I find the paper quite interesting. But I think the paper lacks clarity in a couple of places. The paper would also benefit from better explanations in some parts, since the dynamical exchange-correlation field is a novel approach. I have a couple of comments and questions that the author should address before I can agree to publication:

(1) I was at first confused by Eq. (11): How could the dynamic exchange correlation hole for $r^{\prime\prime}=r$ become time-independent and just equal to the negative density? But this follows from Eq.(8) and the fact that the second order Green's function $G^{(2)}(r,r^\prime,r^{\prime\prime};t)$ (using the notation of Ref. 37) vanishes for $r^{\prime\prime}=r$, and thus also the correlation function $g(r,r^\prime,r;t)=0$. I think the author should give this explanation after Eq. (11) to help the reader.

(2) Eqs. (13) and (14) are the Lehmann representations of the Green's function (which should be mentioned), and the denominators are just the partition functions $Z$. I think the equations would become clearer if $Z$ was introduced and used.
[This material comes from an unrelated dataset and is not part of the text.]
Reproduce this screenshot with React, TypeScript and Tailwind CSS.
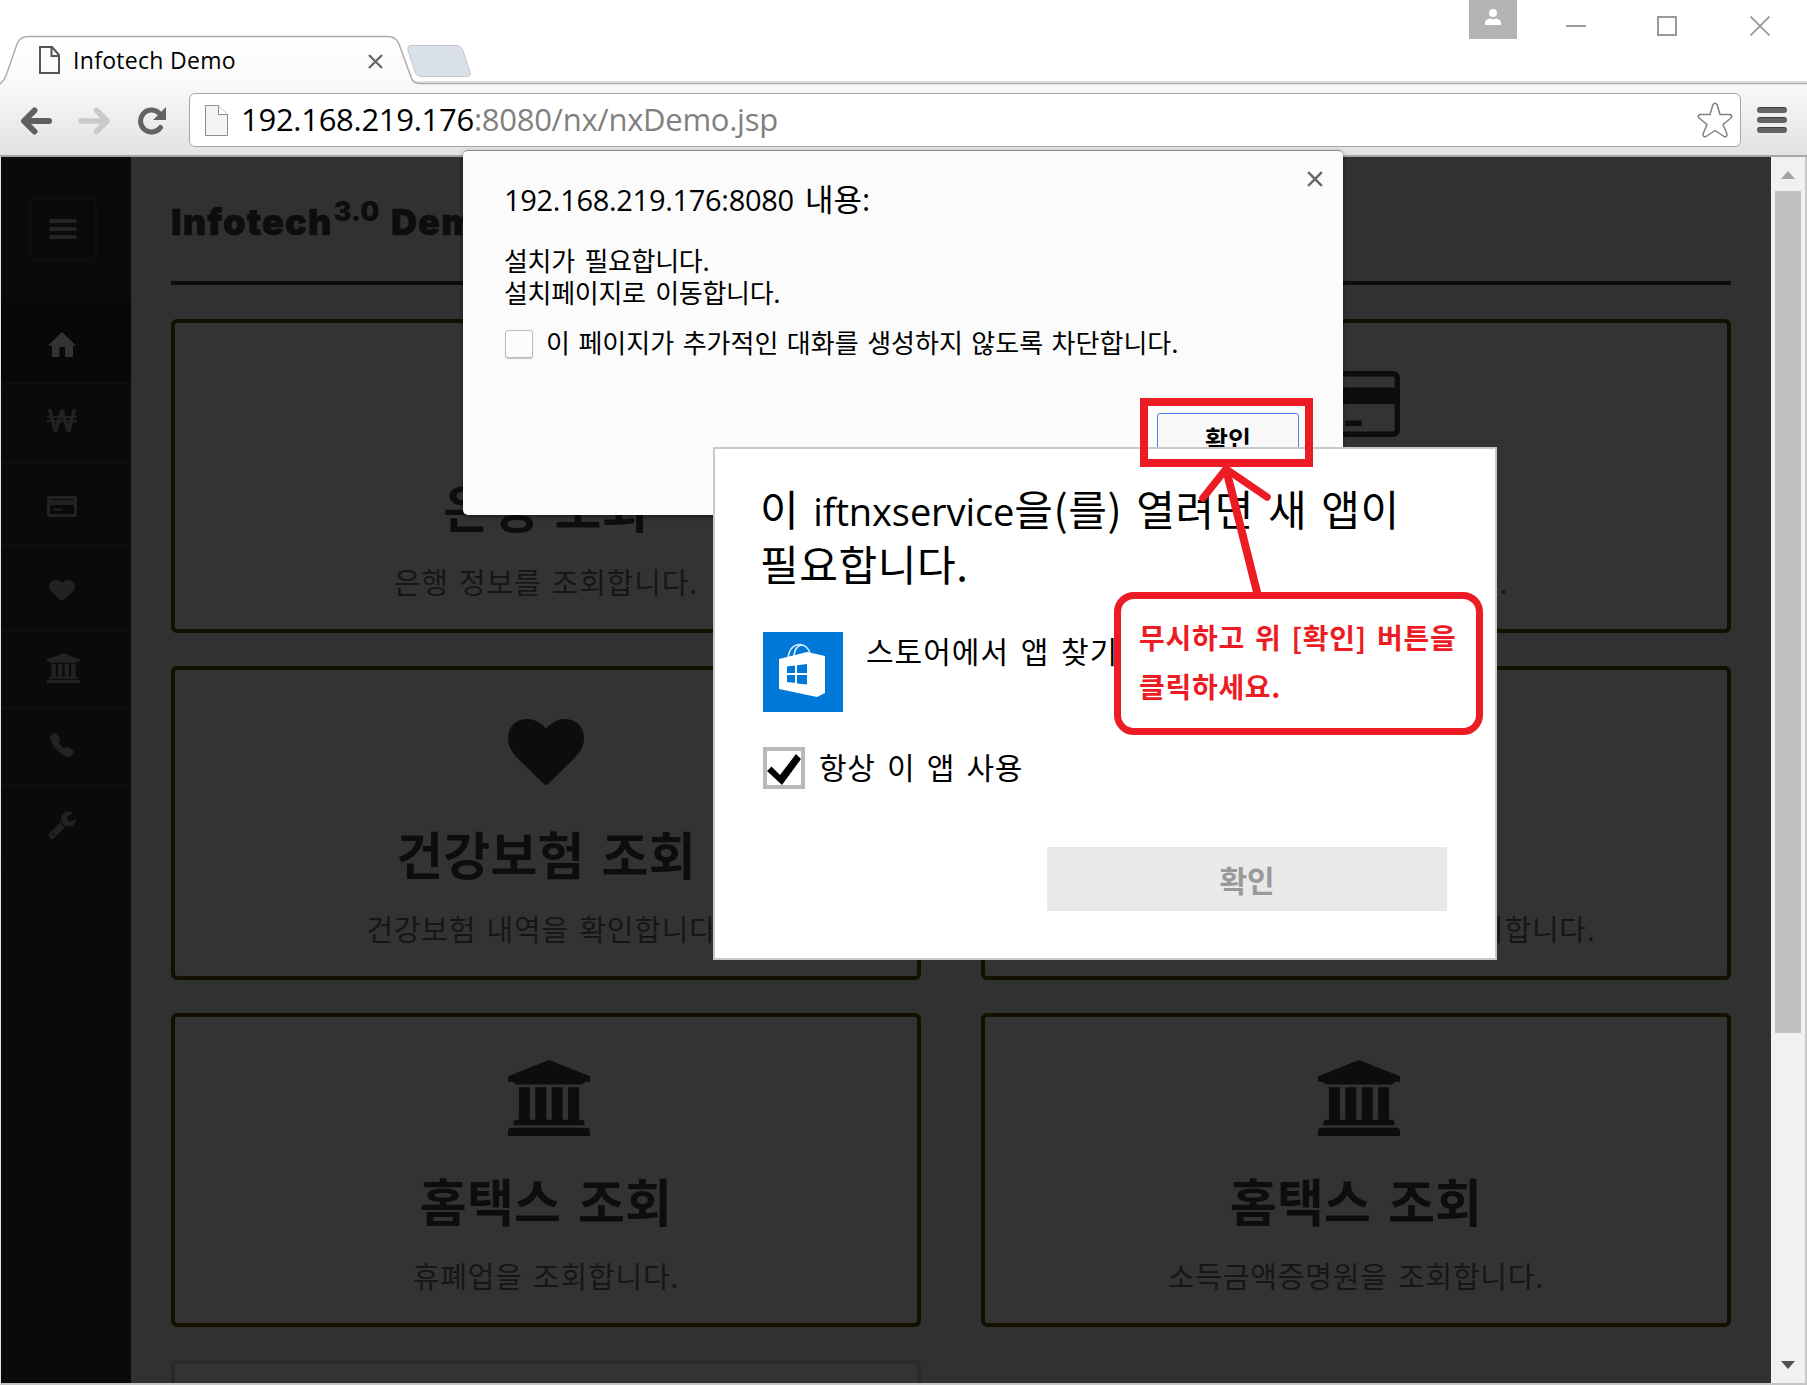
import React from "react";
import { BsTelephoneFill } from "react-icons/bs";

const kr = "font-['Noto_Sans_CJK_KR',sans-serif]";
const latin = "font-['Open_Sans','Noto_Sans_CJK_KR',sans-serif]";

type IconProps = { className?: string };

const Bank = ({ className }: IconProps) => (
  <svg viewBox="0 0 1920 1792" preserveAspectRatio="none" fill="currentColor" className={className}>
    <path d="M960 0l960 384v128h-128q0 26-20.5 45t-48.5 19h-1526q-28 0-48.5-19t-20.5-45h-128v-128zm-704 640h256v768h128v-768h256v768h128v-768h256v768h128v-768h256v768h59q28 0 48.5 19t20.5 45v64h-1664v-64q0-26 20.5-45t48.5-19h59v-768zm1595 960q28 0 48.5 19t20.5 45v128h-1920v-128q0-26 20.5-45t48.5-19h1782z" />
  </svg>
);

const Heart = ({ className }: IconProps) => (
  <svg viewBox="0 128 1792 1536" preserveAspectRatio="none" fill="currentColor" className={className}>
    <path d="M896 1664q-26 0-44-18l-624-602q-10-8-27.5-26t-55.5-65.5-68-97.5-53.5-121-23.5-138q0-220 127-344t351-124q62 0 126.5 21.5t120 58 95.5 68.5 76 68q36-36 76-68t95.5-68.5 120-58 126.5-21.5q224 0 351 124t127 344q0 221-229 450l-623 600q-18 18-44 18z" />
  </svg>
);

const CreditCard = ({ className }: IconProps) => (
  <svg viewBox="0 128 1920 1536" preserveAspectRatio="none" fill="currentColor" className={className}>
    <path d="M1760 128q66 0 113 47t47 113v1216q0 66-47 113t-113 47h-1600q-66 0-113-47t-47-113v-1216q0-66 47-113t113-47h1600zm-1600 128q-13 0-22.5 9.5t-9.5 22.5v224h1664v-224q0-13-9.5-22.5t-22.5-9.5h-1600zm1600 1280q13 0 22.5-9.5t9.5-22.5v-608h-1664v608q0 13 9.5 22.5t22.5 9.5h1600zm-1504-128v-128h256v128h-256zm384 0v-128h384v128h-384z" />
  </svg>
);

const Wrench = ({ className }: IconProps) => (
  <svg viewBox="64 128 1664 1664" fill="currentColor" className={className}>
    <path d="M448 1472q0-26-19-45t-45-19-45 19-19 45 19 45 45 19 45-19 19-45zm644-420l-682 682q-37 37-90 37-52 0-91-37l-106-108q-38-36-38-90 0-53 38-91l681-681q39 98 114.5 173.5t173.5 114.5zm634-435q0 39-23 106-47 134-164.5 217.5t-258.5 83.5q-185 0-316.5-131.5t-131.5-316.5 131.5-316.5 316.5-131.5q58 0 121.5 16.5t107.5 46.5q16 11 16 28t-16 28l-293 169v224l193 107q5-3 79-48.5t135.5-81 70.5-35.5q15 0 23.5 10t8.5 25z" />
  </svg>
);

const Home = ({ className }: IconProps) => (
  <svg viewBox="0 0 28 25" fill="currentColor" className={className}>
    <path d="M14 0L28 13.6H25V24q0 1-1 1H17V15H11.500V25H5q-1 0-1-1V13.600H0z" />
  </svg>
);

const Won = ({ className }: IconProps) => (
  <svg viewBox="0 0 30 24" fill="none" stroke="currentColor" className={className}>
    <path d="M2.500 0L8.500 23L15 1L21.500 23L27.500 0" strokeWidth="3.600" strokeLinejoin="bevel" />
    <path d="M0 8h30M0 12.300h30" strokeWidth="2" />
  </svg>
);

const SmallCard = ({ className }: IconProps) => (
  <svg viewBox="0 0 30 21" className={className}>
    <path fill="currentColor" fillRule="evenodd" d="M2 0H28Q30 0 30 2V19Q30 21 28 21H2Q0 21 0 19V2Q0 0 2 0ZM3 3V4H27V3ZM3 9V18H27V9ZM6 12.500H15V14.500H6Z" />
  </svg>
);

function TabStrip() {
  return (
    <div className="relative z-10 flex h-[84px] shrink-0 items-start bg-white">
      <svg className="absolute left-0 top-0 h-[85px] w-[1807px]" viewBox="0 0 1807 85" fill="none">
        <defs>
          <linearGradient id="tab" x1="0" y1="0" x2="0" y2="1">
            <stop offset="0" stopColor="#fff" />
            <stop offset="1" stopColor="#f9f9f9" />
          </linearGradient>
        </defs>
        <path d="M415 82H1807" stroke="#e2e2e2" strokeWidth="2" />
        <path d="M0 84Q4 81 7 73L17 44Q20 36.500 28 36.500H388Q396 36.500 399 44L411 77Q413 83.500 419 83.500H1807V86H0Z" fill="url(#tab)" />
        <path d="M0 84Q4 81 7 73L17 44Q20 36.500 28 36.500H388Q396 36.500 399 44L411 77Q413 83.500 419 83.500H1807" stroke="#adadad" strokeWidth="1.500" />
        <path d="M409 45.500H456Q461 45.500 463 51L470 72Q471 76.500 467 76.500H422Q417 76.500 415 72L408 50Q407 45.500 411 45.500Z" fill="#dae0e9" stroke="#c3c6ca" />
      </svg>
      <div className="relative flex h-[48px] w-[408px] items-center pl-[39px] mt-[36px]">
        <svg className="h-[28px] w-[21px]" viewBox="0 0 21 28" fill="none" stroke="#555" strokeWidth="2">
          <path d="M1 1H13L20 9V27H1ZM12.500 1V10H20" />
        </svg>
        <span className={`${latin} ml-[13px] w-[295px] whitespace-pre text-[23px] leading-[46px] tracking-[0.3px] text-black`}>Infotech Demo</span>
        <svg className="mt-[2px] h-[15px] w-[15px]" viewBox="0 0 15 15" stroke="#666" strokeWidth="2.300">
          <path d="M1 1L14 14M14 1L1 14" />
        </svg>
      </div>
      <div className="relative ml-auto flex items-start">
        <div className="flex h-[39px] w-[48px] justify-center bg-[#b3b3b3] pt-[9px]">
          <svg className="h-[16px] w-[16px]" viewBox="0 0 16 16" fill="#fff">
            <circle cx="8" cy="4" r="4" />
            <path d="M0 16V13Q1 10 5 9.500Q8 11 11 9.500Q15 10 16 13V16Z" />
          </svg>
        </div>
        <div className="ml-[49px] mt-[25px] h-[2px] w-[20px] bg-[#999]" />
        <div className="ml-[71px] mt-[16px] h-[20px] w-[20px] border-2 border-[#999]" />
        <svg className="ml-[73px] mr-[37px] mt-[16px] h-[20px] w-[20px]" viewBox="0 0 20 20" stroke="#999" strokeWidth="1.800">
          <path d="M.5 .5L19.500 19.500M19.500 .5L.5 19.500" />
        </svg>
      </div>
    </div>
  );
}

function Toolbar() {
  return (
    <div className="flex h-[73px] shrink-0 items-start border-b-2 border-[#a5a7a6] bg-gradient-to-b from-[#f9f9f9] to-[#e2e2e2] pt-[9px]">
      <svg className="ml-[20px] mt-[14px] h-[28px] w-[33px]" viewBox="0 0 33 28" fill="none" stroke="#5f5f5f" strokeWidth="6" strokeLinecap="round" strokeLinejoin="round">
        <path d="M29 14H6M14.500 3.500L4 14L14.500 24.500" />
      </svg>
      <svg className="ml-[25px] mt-[14px] h-[28px] w-[33px]" viewBox="0 0 33 28" fill="none" stroke="#c9c9c9" strokeWidth="5.500" strokeLinecap="round" strokeLinejoin="round">
        <path d="M3 14H26M18.500 3.500L29 14L18.500 24.500" />
      </svg>
      <svg className="ml-[27px] mt-[13px] h-[29px] w-[29px]" viewBox="0 0 29 29" fill="none">
        <path d="M22.500 21.500A11 11 0 1 1 21 7" stroke="#636363" strokeWidth="5" strokeLinecap="round" />
        <path d="M28 1V14H15Z" fill="#636363" />
      </svg>
      <div className="ml-[22px] flex h-[54px] w-[1552px] items-center rounded-[6px] border border-[#a6a6a6] bg-white pl-[15px] pr-[7px]">
        <svg className="h-[31px] w-[23px]" viewBox="0 0 23 31" stroke="#8e8e8e">
          <path d="M.5 .5H13.500L22.500 9.500V30.500H.5Z" fill="#f4f4f4" />
          <path d="M13.500 .5V9.500H22.500" fill="#fff" />
        </svg>
        <span className={`${latin} ml-[13px] mb-[2px] flex-1 whitespace-pre text-[31px] leading-[50px] tracking-[-0.28px] text-[#808080]`}>
          <span className="text-black">192.168.219.176</span>:8080/nx/nxDemo.jsp
        </span>
        <svg className="h-[36px] w-[36px]" viewBox="0 0 36 36" fill="none" stroke="#808080" strokeWidth="1.500" strokeLinejoin="round">
          <path d="M16 2.500Q18 0 20 2.500L23 12.500H33Q36 13.500 34 16L26 22.500L30 32Q30 35.500 27 34.500L18 28.500L9 34.500Q6 35.500 6 32L10 22.500L2 16Q0 13.500 3 12.500H13Z" />
        </svg>
      </div>
      <div className="ml-[16px] mt-[14px] flex flex-col gap-[4px]">
        <div className="h-[6px] w-[30px] rounded-full border-t border-[#404040] bg-[#636363]" />
        <div className="h-[6px] w-[30px] rounded-full border-t border-[#404040] bg-[#636363]" />
        <div className="h-[6px] w-[30px] rounded-full border-t border-[#404040] bg-[#636363]" />
      </div>
    </div>
  );
}

function Sidebar() {
  return (
    <nav className="flex w-[130px] shrink-0 flex-col bg-[#090a0c] text-[#222]">
      <div className="flex h-[143px] items-start pl-[28px] pt-[40px]">
        <div className="flex h-[64px] w-[68px] flex-col items-center justify-center gap-[4px] rounded-[6px] border-2 border-[#0e0f11]">
          <div className="h-[4px] w-[28px] rounded-full bg-[#242424]" />
          <div className="h-[4px] w-[28px] rounded-full bg-[#242424]" />
          <div className="h-[4px] w-[28px] rounded-full bg-[#242424]" />
        </div>
      </div>
      <div className="h-[85px] border-b-2 border-[#0e0f11] bg-[#07080a] pl-[47px] pt-[32px] text-[#333]"><Home className="h-[25px] w-[28px]" /></div>
      <div className="h-[78px] border-b-2 border-[#0e0f11] pl-[46px] pt-[24px]"><Won className="h-[24px] w-[30px]" /></div>
      <div className="h-[84px] border-b-2 border-[#0e0f11] pl-[46px] pt-[33px]"><SmallCard className="h-[21px] w-[30px]" /></div>
      <div className="h-[84px] border-b-2 border-[#0e0f11] pl-[48px] pt-[33px]"><Heart className="h-[21px] w-[26px]" /></div>
      <div className="h-[78px] border-b-2 border-[#0e0f11] pl-[46px] pt-[22px]"><Bank className="h-[30px] w-[33px]" /></div>
      <div className="h-[78px] border-b-2 border-[#0e0f11] pl-[49px] pt-[24px]"><BsTelephoneFill className="h-[24px] w-[24px]" /></div>
      <div className="h-[78px] border-b-2 border-[#0e0f11] pl-[47px] pt-[24px]"><Wrench className="h-[29px] w-[28px]" /></div>
    </nav>
  );
}

function Card({ icon, title, desc }: { icon: React.ReactNode; title: string; desc: string }) {
  return (
    <section className="flex h-[314px] flex-col items-center rounded-[6px] border-4 border-[#141000] bg-[#333] pt-[43px] text-[#0d0d0d]">
      <div className="flex h-[76px] items-start">{icon}</div>
      <h2 className="mt-[27px] h-[74px] whitespace-pre text-[51px] font-bold leading-[74px] tracking-[0.2px] [word-spacing:5px]">{title}</h2>
      <p className="mt-[16px] whitespace-pre text-[29px] leading-[44px] tracking-[0.8px] [word-spacing:3px] text-[#161616]">{desc}</p>
    </section>
  );
}

function Main() {
  const bank = <Bank className="ml-[6px] h-[76px] w-[82px]" />;
  const card = <CreditCard className="ml-[6px] mt-[5px] h-[66px] w-[82px]" />;
  const heart = <Heart className="mt-[6px] h-[66px] w-[76px]" />;
  return (
    <main className="flex-1 overflow-hidden bg-[#303231] pl-[40px] pr-[40px]">
      <h1 className="flex h-[128px] items-start whitespace-pre border-b-4 border-[#0c0d0c] pt-[41px] font-['Inter',sans-serif] text-[36px] font-black leading-[48px] tracking-[1.200px] text-[#0d0d0d] [-webkit-text-stroke:0.6px_#0d0d0d]">
        Infotech<span className="ml-[1px] mr-[3px] mt-[-10px] text-[27px] tracking-[0px] [-webkit-text-stroke:0px]">3.0</span> Demo
      </h1>
      <div className="mt-[34px] grid grid-cols-2 gap-x-[60px] gap-y-[33px]">
        <Card icon={bank} title="은행 조회" desc="은행 정보를 조회합니다." />
        <Card icon={card} title="카드 조회" desc="카드 정보를 조회합니다." />
        <Card icon={heart} title="건강보험 조회" desc="건강보험 내역을 확인합니다." />
        <Card icon={heart} title="국민연금" desc="국민연금 가입자 증명서를 조회합니다." />
        <Card icon={bank} title="홈택스 조회" desc="휴폐업을 조회합니다." />
        <Card icon={bank} title="홈택스 조회" desc="소득금액증명원을 조회합니다." />
        <div className="h-[314px] rounded-[6px] border-4 border-[#2a2a2a] bg-[#333]" />
      </div>
    </main>
  );
}

function Scrollbar() {
  return (
    <div className="flex w-[36px] shrink-0 flex-col items-center border-r-2 border-[#c8c8c8] bg-[#f1f1f1]">
      <div className="mt-[14px] h-0 w-0 border-x-[7px] border-b-[8px] border-x-transparent border-b-[#a3a3a3]" />
      <div className="mt-[12px] h-[842px] w-[26px] bg-[#c1c1c1]" />
      <div className="mb-[14px] mt-auto h-0 w-0 border-x-[7px] border-t-[8px] border-x-transparent border-t-[#505050]" />
    </div>
  );
}

function AlertDialog() {
  return (
    <div className="absolute left-[463px] top-[150px] z-20 flex h-[365px] w-[880px] flex-col rounded-[5px] border-t border-[#8c8c8c] bg-[#fbfbfb] pl-[41px] text-black shadow-[0_2px_5px_rgba(0,0,0,0.45)]">
      <div className="flex h-[73px]">
        <h3 className={`${latin} mt-[25px] w-[803px] whitespace-pre text-[29px] leading-[46px] tracking-[-0.3px] [word-spacing:4px]`}>
          192.168.219.176:8080 <span className="text-[31px] tracking-[0px]">내용:</span>
        </h3>
        <svg className="mt-[20px] h-[16px] w-[16px]" viewBox="0 0 14 14" stroke="#666" strokeWidth="2.100">
          <path d="M1 1L13 13M13 1L1 13" />
        </svg>
      </div>
      <p className="mt-[20px] whitespace-pre text-[26px] leading-[32px] tracking-[-0.3px] [word-spacing:4px]">{"설치가 필요합니다.\n설치페이지로 이동합니다."}</p>
      <div className="mt-[16px] flex items-center">
        <div className="ml-[1px] mt-[4px] h-[28px] w-[28px] rounded-[3px] border border-[#bcbcbc] bg-[#fcfcfc] shadow-[0_1px_1px_rgba(0,0,0,0.2)]" />
        <span className="ml-[13px] whitespace-pre text-[26px] leading-[36px] [word-spacing:2.700px]">이 페이지가 추가적인 대화를 생성하지 않도록 차단합니다.</span>
      </div>
      <div className="ml-[653px] mt-[53px] h-[50px] w-[142px] rounded-[3px] border border-[#4380ea] bg-[#f8f8f8] text-center text-[25px] font-bold leading-[48px]">확인</div>
    </div>
  );
}

function AppPicker() {
  return (
    <div className="absolute left-[713px] top-[447px] z-30 flex h-[513px] w-[784px] flex-col border-2 border-[#c8c8c8] bg-white pl-[48px] text-black">
      <h3 className="-ml-[3px] mt-[33px] h-[104px] whitespace-pre text-[42px] leading-[51px] tracking-[0.6px] [word-spacing:4px]">
        이 <span className="font-['Open_Sans',sans-serif] text-[38px] tracking-[-0.100px]">iftnxservice</span>을(를) 열려면 새 앱이{"\n"}필요합니다.
      </h3>
      <div className="mt-[46px] flex h-[80px]">
        <svg className="h-[80px] w-[80px]" viewBox="0 0 80 80">
          <path d="M0 0H80V80H0Z" fill="#0078d7" />
          <path d="M25 27Q26 13 37 12.500Q44 13 47 21M31 26Q31 14 39 13" stroke="#d6eafa" strokeWidth="1.600" fill="none" />
          <path d="M16 27L44 20L62 24V61L54 65L16 57Z" fill="#fff" />
          <path d="M24 34.500L32 33.500V41H24ZM34 33.200L44 32V41H34ZM24 43H32V51L24 50ZM34 43H44V52.500L34 51.500Z" fill="#0078d7" />
        </svg>
        <span className="ml-[23px] whitespace-pre text-[30px] leading-[37px] tracking-[1px] [word-spacing:4px]">스토어에서 앱 찾기</span>
      </div>
      <div className="mt-[35px] flex h-[42px] items-center">
        <div className="h-[42px] w-[42px] border-4 border-[#b8b8b8] bg-white">
          <svg className="h-[34px] w-[34px]" viewBox="0 0 34 34">
            <path d="M0 20L4.500 15.500L13 24L29 3L34 8L15 34Z" fill="#000" />
          </svg>
        </div>
        <span className="mb-[4px] ml-[14px] whitespace-pre text-[30px] leading-[42px] tracking-[0.7px] [word-spacing:4px]">항상 이 앱 사용</span>
      </div>
      <div className="ml-[284px] mt-[58px] h-[64px] w-[400px] bg-[#e9e9e9] text-center text-[30px] font-bold leading-[64px] text-[#999]">확인</div>
    </div>
  );
}

function Annotations() {
  return (
    <>
      <div className="absolute left-[1140px] top-[398px] z-40 h-[69px] w-[173px] border-8 border-[#ed1c24]" />
      <svg className="absolute left-[1190px] top-[460px] z-40 h-[140px] w-[90px]" viewBox="0 0 90 140" fill="none" stroke="#ed1c24" strokeWidth="7.500" strokeLinejoin="round">
        <path d="M13 38L36 9L77 37" strokeLinecap="round" />
        <path d="M36 9L68 136" strokeWidth="8" />
      </svg>
      <div className="absolute left-[1114px] top-[592px] z-40 h-[143px] w-[369px] whitespace-pre rounded-[20px] border-[7px] border-[#ed1c24] bg-white pl-[18px] pt-[14px] text-[28px] font-bold leading-[49px] tracking-[0.7px] text-[#ed1c24] [word-spacing:3px]">
        {"무시하고 위 [확인] 버튼을\n클릭하세요."}
      </div>
    </>
  );
}

export default function App() {
  return (
    <div className={`${kr} relative flex h-[1385px] w-[1807px] flex-col overflow-hidden bg-white`}>
      <TabStrip />
      <Toolbar />
      <div className="flex min-h-0 flex-1 border-b-2 border-l border-b-[#c4c4c4] border-l-[#dfe3e8]">
        <Sidebar />
        <Main />
        <Scrollbar />
      </div>
      <AlertDialog />
      <AppPicker />
      <Annotations />
    </div>
  );
}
In the following equation (20), the denominators cancel anyway.

(3) To help the reader, it should be explicitly stated that Eq. (20) follows from applying the equation of motion (15) to the Lehmann representation and solving for Vxc.

(4) Sec. 3.1, after Eq. (22): I am not sure whether it is appropriate to speak of "Kondo regime" in the context of the Anderson dimer. The Kondo effect is usually associated with an impurity coupled to a continuous band of conduction electrons.

(5) The last two sentences of Sec. 3.1, p. 8: I think this explanation for the temperature induced broadening follows simply from the Lehmann representation of the GF (13,14) which the author used to obtain the approximation for the dynamic Vxc.

(6) Is the Vxc given by Eq. (30) valid only for $t>0$? If so, what is the corresponding equation for $t<0$? I think it would also be interesting to see Vxc in the frequency domain, i.e. the Fourier transform of Eq. (30), which could then be compared to the self-energy for the SIAM. I suspect they must be very similar in the case of the SIAM.

(7) How did the author arrive at the hyperbolic-tangent form for $R(L)$ fitted to the data in Fig. 3b? Is that based on some theoretical background? Otherwise I think the actual functional form cannot be extrapolated from the calculated data, since the data is still largely in the linear regime. Very different functional forms leading to very different limits $R(L=\infty)$could be compatible with the data.

(8) It would be nice if in Figs. 4 and 5 the calculated spectra would be directly compared to the NRG spectra of Refs. [28] and [47].

Ask for major revision

The present manuscript applies the formalism of the so-called
"dynamical exchange-correlation (xc) field" of Ref.[37] to the single-impurity Anderson model. The authors proposes a rather simple ansatz (Eq.(30)) for this dynamical xc field to obtain the spectral function of the Anderson model in the Kondo regime where the parameters are fixed by using the known peak positions and widths of the spectral peaks. This ansatz seems to work surprisingly well given its simplicity.

While I find the paper interesting in general, I still have a number of
points which I would like the author to address:

1. The coefficient a_{n+,m} is defined just after Eq.(14). Shouldn't this also be sigma-dependent?

2. On Eq.(20): first, I suppose it is only meant to be valid for t>0, no?
Second, I am a bit confused about its form: why is there no explicit
dependence on the interaction U? Shouldn't it (loosely speaking) be
something like U G^(2)(t)/G(t) where G^(2) is the two-particle Green
function? Also, I don't understand the factor \aN{n+,m} \omega_{n^+,m} in the denominator. I would have expected this to be
<m| \hat{n}_{-\sigma} f_{\sigma} |n+><n+|f^{\dagger}_{\sigma} |m>.
Please clarify!

3.Please give more details on what is actually done in Sec. 3.2 and how, such that interested readers could repeat the calculations. The time-dependent variational principle is used to obtain which quantity, the one-particle Green function of the cluster?

4.In Fig.4: could the author plot the NRG results on top of the present results for better comparison? The same applies for Fig.5.

5.In Eq.(37): I assume that the parameter \Omega_T is temperature dependent? How is this parameter determined in practice? Is it used as a fit parameter to reproduce known spectral functions? Please show its evolution as function of temperature!

6.Finally, I noticed a typo in line 141: it should be "emphasize" instead of
"emphasis"

To summarize, before I can recommend this manuscript for publication in SciPost Physics I would like to see the issues raised above being addressed.

Ask for major revision